Trident is not only irrelevant to our needs, it is likely to be rendered obsolete. Former Labour Defence Secretary Lord Des Browne – who helped Blair push the first step towards Trident replacement through Parliament in 2007 – has pointed out that cyber attack could knock out Trident. And industry experts agreed that “any national public or private infrastructure service or defence facility” could be hacked. The MoD has rushed to assure us that appropriate safeguards will be made but the fact is, this is a twentieth century system and it looks and acts like one. When those subs were first built they were undetectable under water so enemies never knew where they were. How can that possibly be the case in the twenty-first century? What about under-water drones? This is old times technology, and attempts to update it are not going to offset these huge security risks.

The debate in Britain has moved on and so has the debate globally. The majority of the world is organised in nuclear weapons free zones and the overwhelming majority of states back a global nuclear weapons ban treaty. After all, if there is a nuclear exchange, all countries will be affected, irrespective of whether they are involved in the conflict or not.
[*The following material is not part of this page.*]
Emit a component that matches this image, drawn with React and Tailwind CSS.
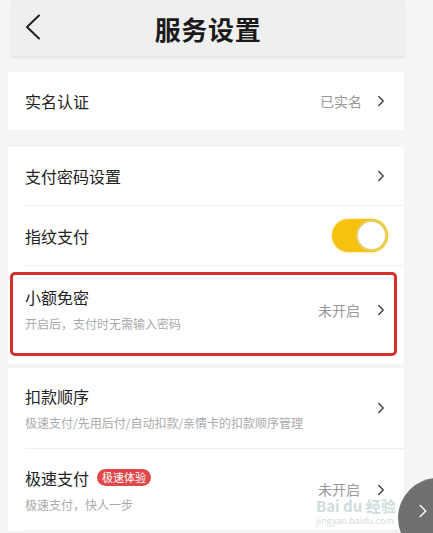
import { ChevronRight } from "lucide-react";

const font = { fontFamily: '"Noto Sans CJK SC", "Noto Sans", sans-serif' };

function Arrow() {
  return <ChevronRight className="w-[18px] h-[18px] text-[#333]" strokeWidth={1.6} />;
}

function Toggle() {
  return (
    <div className="w-[56px] h-[33px] rounded-full bg-[#f6c20f] flex items-center justify-end pr-[1px] shadow-[0_0_3px_rgba(246,194,15,0.6)]">
      <div className="w-[31px] h-[31px] rounded-full bg-white border-2 border-[#e8cf70]" />
    </div>
  );
}

export default function App() {
  return (
    <div
      className="relative w-[433px] h-[533px] overflow-hidden bg-[#f5f5f5] text-[#222]"
      style={font}
    >
      <div className="w-[396px] ml-[8px] flex flex-col">
        <header className="ml-[4px] h-[56px] bg-[#efefef] shadow-[0_2px_3px_rgba(0,0,0,0.08)] flex items-center relative">
          <svg className="absolute left-[12px] top-[14px]" width="18" height="26" viewBox="0 0 18 26" fill="none">
            <polyline points="15,1.5 3,13 15,24.5" stroke="#222" strokeWidth="2" strokeLinecap="round" strokeLinejoin="round" />
          </svg>
          <h1 className="w-full text-center text-[26px] font-bold tracking-wide text-[#1a1a1a]">
            服务设置
          </h1>
        </header>

        <div className="mt-[16px] bg-white h-[58px] flex items-center justify-between pl-[17px] pr-[14px]">
          <span className="text-[16px]">实名认证</span>
          <div className="flex items-center gap-[10px]">
            <span className="text-[14px] text-[#999]">已实名</span>
            <Arrow />
          </div>
        </div>

        <div className="mt-[17px] bg-white flex flex-col">
          <div className="ml-[17px] h-[59px] flex items-center justify-between pr-[14px] border-b border-[#efefef]">
            <span className="text-[16px]">支付密码设置</span>
            <Arrow />
          </div>
          <div className="ml-[17px] h-[60px] flex items-center justify-between pr-[16px] border-b border-[#efefef]">
            <span className="text-[16px]">指纹支付</span>
            <Toggle />
          </div>
          <div className="relative h-[98px] flex items-center justify-between pl-[17px] pr-[14px]">
            <div className="flex flex-col gap-[6px] -mt-[12px]">
              <span className="text-[16px]">小额免密</span>
              <span className="text-[12px] text-[#aaa]">开启后，支付时无需输入密码</span>
            </div>
            <div className="flex items-center gap-[12px] -mt-[10px]">
              <span className="text-[14px] text-[#999]">未开启</span>
              <Arrow />
            </div>
            <div className="absolute left-[2px] right-[7px] top-[6px] bottom-[8px] border-[3px] border-[#d42f2a] rounded-[5px]" />
          </div>
        </div>

        <div className="mt-[4px] bg-white flex flex-col">
          <div className="ml-[17px] h-[81px] flex items-center justify-between pr-[14px] border-b border-[#efefef]">
            <div className="flex flex-col gap-[6px]">
              <span className="text-[16px]">扣款顺序</span>
              <span className="text-[12px] text-[#aaa]">
                极速支付/先用后付/自动扣款/亲情卡的扣款顺序管理
              </span>
            </div>
            <Arrow />
          </div>
          <div className="ml-[17px] h-[82px] flex items-center justify-between pr-[14px] border-b border-[#efefef]">
            <div className="flex flex-col gap-[6px]">
              <div className="flex items-center gap-[8px]">
                <span className="text-[16px]">极速支付</span>
                <span className="bg-[#e0474a] text-white text-[11px] leading-none rounded-full px-[5px] py-[3px]">
                  极速体验
                </span>
              </div>
              <span className="text-[12px] text-[#aaa]">极速支付，快人一步</span>
            </div>
            <div className="flex items-center gap-[12px]">
              <span className="text-[14px] text-[#999]">未开启</span>
              <Arrow />
            </div>
          </div>
        </div>
      </div>

      <div className="absolute left-[316px] top-[498px] flex flex-col items-start opacity-40 pointer-events-none">
        <span className="text-[15px] font-bold text-[#8aa] leading-none">Bai du 经验</span>
        <span className="text-[9px] text-[#9aa] leading-none mt-[3px]">jingyan.baidu.com</span>
      </div>

      <div className="absolute left-[398px] top-[478px] w-[80px] h-[80px] rounded-full bg-[#707070] flex items-start pt-[22px] pl-[14px]">
        <ChevronRight className="w-[22px] h-[22px] text-white" strokeWidth={1.5} />
      </div>
    </div>
  );
}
Rearming Britain with a new nuclear weapons system, and escalating its nuclear posture, goes against the trend. It also goes against what is proven to work in complex international and regional conflicts and disputes – painstaking diplomacy and the willingness to go the extra mile for a peaceful solution. Threatening nuclear war just makes nuclear war more likely. Let’s choose the rational and sensible option: no Trident replacement.